A generalized program to do this for (nearly) any table is not a trivial
task. For a start you have to deal with knowing the difference between
an insert and an update, perhaps provide some kind of record-locking
scheme so it works in multi-user mode, do something about record keys
(whether using OIDs or some other unique single field), and deal with
quotes and other characters that cause problems for either web pages
or SQL statements.

Things like supporting a variety of search features, data type checking
(eg, making sure that a date or an integer is valid BEFORE trying an
insert/update), lookups on related data (for example, displaying the name
from a customer record when the ID appears in an order record), user
passwords, data access security levels, data formatting, etc. all add
complexity.

The main program I've been working on for about two years now is nearly
3200 lines long at this point.
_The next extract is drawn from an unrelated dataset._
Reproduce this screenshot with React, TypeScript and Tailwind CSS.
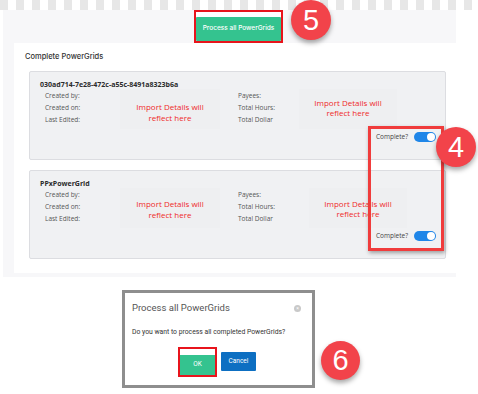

It has about 95% of the items on my
original wish list of features. It's been in use at a client's office
since March of 2004 and is used to maintain their database of over 600,000
members, among other things.

Could I write separate PHP programs to handle each table? Yes, and in
fact I've been doing that where I've needed to.

But I can build a full-featured query tool (with search, insert, update
and delete capabilities) for a new table in under 20 minutes, and it will
have the same look and feel as a couple dozen other programs for other
tables. That's saved me a BUNCH of time both in development and in training.